Sezgin, "Çocukların birbirleriyle kalem, silgi, kalem tıraş ve maske gibi eşyaları değiş tokuş etmeleri virüs risklerini arttıracaktır" dedi ve ekledi: “Kalem, silgi, kalem tıraş, maske gibi eşyaları çocukların okul ortamlarında paylaşma oranları yüksektir. Bu anlamda da mutlaka kurallar uygulanmalı. Çocukların birbirleriyle değiş tokuş etmeleri virüs risklerini arttıracaktır. Çocuklarımıza sınır koymak gerekiyor. Bu sınırları sadece sözel olarak değil, görsel olarak da uygulamak gerekiyor” 

Öğretmen çocukların hem hemşiresidir hem annesidir hem de arkadaşıdır”

Ailelere, öğretmenlere ve okul yönetimlerine çok iş düştüğünü belirten Sezgin, “Bizler önemli bir süreçten geçiyoruz. Çocukların en çok hareket ve temas etmek istedikleri bir dönem. Bu süreç içeresinde öğretmenlere okul yönetimlerine ve ailelere çok iş düşüyor. Türkiye’nin her yerinde okullar aynı koşullarda değil, farklı farklı fiziksel koşullarda.  Öğretmenler çocuğa sadece bir şeyler öğreten kişiler değildir. Öğretmen aynı zamanda çocuğun hem hemşiresidir hem annesidir hem de arkadaşıdır. Bütün okul idarecilerinin bu konu ile ilgili sorumluluk olması gerekiyor. Her okulda hemşire olmayabilir. Okullardaki diğer personeller bu kuralları sık sık hatırlatmalı” ifadelerini kullandı.
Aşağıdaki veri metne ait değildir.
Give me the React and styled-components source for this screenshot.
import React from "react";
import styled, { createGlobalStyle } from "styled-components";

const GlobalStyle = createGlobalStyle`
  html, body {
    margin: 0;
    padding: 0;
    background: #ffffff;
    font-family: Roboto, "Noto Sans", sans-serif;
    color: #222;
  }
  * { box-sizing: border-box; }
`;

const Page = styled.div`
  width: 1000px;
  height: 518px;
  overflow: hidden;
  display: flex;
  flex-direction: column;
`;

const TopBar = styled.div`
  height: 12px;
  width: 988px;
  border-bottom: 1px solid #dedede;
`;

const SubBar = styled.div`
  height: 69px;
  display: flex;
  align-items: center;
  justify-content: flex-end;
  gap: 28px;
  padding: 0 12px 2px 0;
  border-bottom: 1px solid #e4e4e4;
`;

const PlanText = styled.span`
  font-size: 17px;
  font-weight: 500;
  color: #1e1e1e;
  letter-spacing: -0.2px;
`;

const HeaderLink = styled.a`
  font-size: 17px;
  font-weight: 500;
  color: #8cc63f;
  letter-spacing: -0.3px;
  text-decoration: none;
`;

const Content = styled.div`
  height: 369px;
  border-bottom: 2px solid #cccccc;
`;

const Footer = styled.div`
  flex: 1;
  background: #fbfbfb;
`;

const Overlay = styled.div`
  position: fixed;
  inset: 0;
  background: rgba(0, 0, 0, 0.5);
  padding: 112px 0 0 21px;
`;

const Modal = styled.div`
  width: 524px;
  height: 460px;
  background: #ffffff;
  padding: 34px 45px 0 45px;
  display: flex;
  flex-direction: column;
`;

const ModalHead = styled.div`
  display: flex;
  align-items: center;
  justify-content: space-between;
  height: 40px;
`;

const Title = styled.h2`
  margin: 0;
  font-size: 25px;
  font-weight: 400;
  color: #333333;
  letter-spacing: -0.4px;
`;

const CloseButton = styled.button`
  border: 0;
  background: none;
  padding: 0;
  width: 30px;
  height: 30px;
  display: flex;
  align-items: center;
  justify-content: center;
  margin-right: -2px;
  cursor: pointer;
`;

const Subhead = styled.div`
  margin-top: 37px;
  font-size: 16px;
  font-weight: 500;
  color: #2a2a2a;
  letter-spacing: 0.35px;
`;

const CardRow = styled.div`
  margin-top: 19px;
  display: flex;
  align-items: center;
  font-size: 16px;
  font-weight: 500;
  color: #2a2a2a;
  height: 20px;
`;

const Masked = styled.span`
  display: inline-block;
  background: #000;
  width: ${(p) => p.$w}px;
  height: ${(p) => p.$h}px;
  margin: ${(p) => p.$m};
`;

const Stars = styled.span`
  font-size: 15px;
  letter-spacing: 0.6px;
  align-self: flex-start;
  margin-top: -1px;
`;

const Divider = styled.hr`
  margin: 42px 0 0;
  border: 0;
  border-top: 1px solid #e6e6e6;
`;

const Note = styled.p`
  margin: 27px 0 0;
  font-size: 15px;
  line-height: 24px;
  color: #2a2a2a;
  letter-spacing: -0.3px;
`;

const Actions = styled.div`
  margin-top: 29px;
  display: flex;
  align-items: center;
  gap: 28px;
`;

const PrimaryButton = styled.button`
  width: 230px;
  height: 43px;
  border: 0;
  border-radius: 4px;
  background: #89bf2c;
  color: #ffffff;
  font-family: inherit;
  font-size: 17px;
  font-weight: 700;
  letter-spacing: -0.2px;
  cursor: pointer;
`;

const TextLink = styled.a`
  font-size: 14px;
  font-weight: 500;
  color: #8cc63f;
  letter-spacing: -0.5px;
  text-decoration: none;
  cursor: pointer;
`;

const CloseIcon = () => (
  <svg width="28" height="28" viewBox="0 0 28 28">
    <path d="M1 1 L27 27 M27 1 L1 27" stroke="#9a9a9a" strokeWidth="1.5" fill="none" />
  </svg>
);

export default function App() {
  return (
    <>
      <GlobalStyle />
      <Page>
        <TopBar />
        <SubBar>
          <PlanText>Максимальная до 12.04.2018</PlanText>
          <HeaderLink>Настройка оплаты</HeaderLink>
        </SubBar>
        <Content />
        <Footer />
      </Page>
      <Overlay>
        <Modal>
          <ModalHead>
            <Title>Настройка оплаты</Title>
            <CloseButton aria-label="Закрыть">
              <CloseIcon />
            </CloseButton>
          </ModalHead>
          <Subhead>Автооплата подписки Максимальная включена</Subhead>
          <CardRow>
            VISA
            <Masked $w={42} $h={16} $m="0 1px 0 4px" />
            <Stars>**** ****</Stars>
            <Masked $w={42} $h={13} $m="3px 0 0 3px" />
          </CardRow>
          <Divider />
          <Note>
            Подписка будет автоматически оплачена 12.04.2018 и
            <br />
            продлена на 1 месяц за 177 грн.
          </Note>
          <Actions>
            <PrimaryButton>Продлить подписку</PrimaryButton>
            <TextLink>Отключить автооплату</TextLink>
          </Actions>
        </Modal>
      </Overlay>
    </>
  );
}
Çocuklar kalem, silgi, defter ve maskeleri yedekli bulundurmalı

Kalem, silgi, defter ve maske gibi eşyaların değiş tokuş edilmesi enfeksiyon riskini arttıracağını söyleyen okul hemşiresi Emine Aksoy ise, “Pandemi döneminde önceliğimiz sağlık ama eğitimde olmazsa olmazımız. Bizlerde bu süreç içerisinde elimizden geldiğince çocukların birbirleriyle kalemi, silgi, defter ve maske alışverişi yapmalarını engellemeye çalışıyoruz. Çocuklara sık sık yapmamaları gereken şeyleri anlatıyoruz.Kalem, silgi, defter ve maske gibi eşyaların değiş tokuş edilmesi enfeksiyon riskini artırır. Onun için her çocuk kendi malzemelerini kullanmalı. Özellikle ailelerden bunları yanlarında yedekli bulundurmalarını istiyoruz” dedi.

Çocuklar ilk günden değiş tokuş kuralını benimsedi

Birinci sınıf öğrenici Poyraz Kemal Uzun okulların açıldığı için mutlu olduğunu söyleyerek, “Okullar açıldığı için mutluyum. Ama sınıflarda birbirimizle kalem, silgi, defter, maske alışverişi yapmayacağız. Ellerimizi sık sık yıkayacağız. Nehir Kulaber ise “Okullarda kimseye eşyalarımızı vermemeliyiz. Kalem, silgi, defter ve maske gibi özel eşyalarımızı değiş tokuş yapmamalıyız. Ellerimizi bol bol yıkamalıyız. Sonrasında ellerimize kolonyalarımızı dökmeliyiz” ifadelerini kullandı.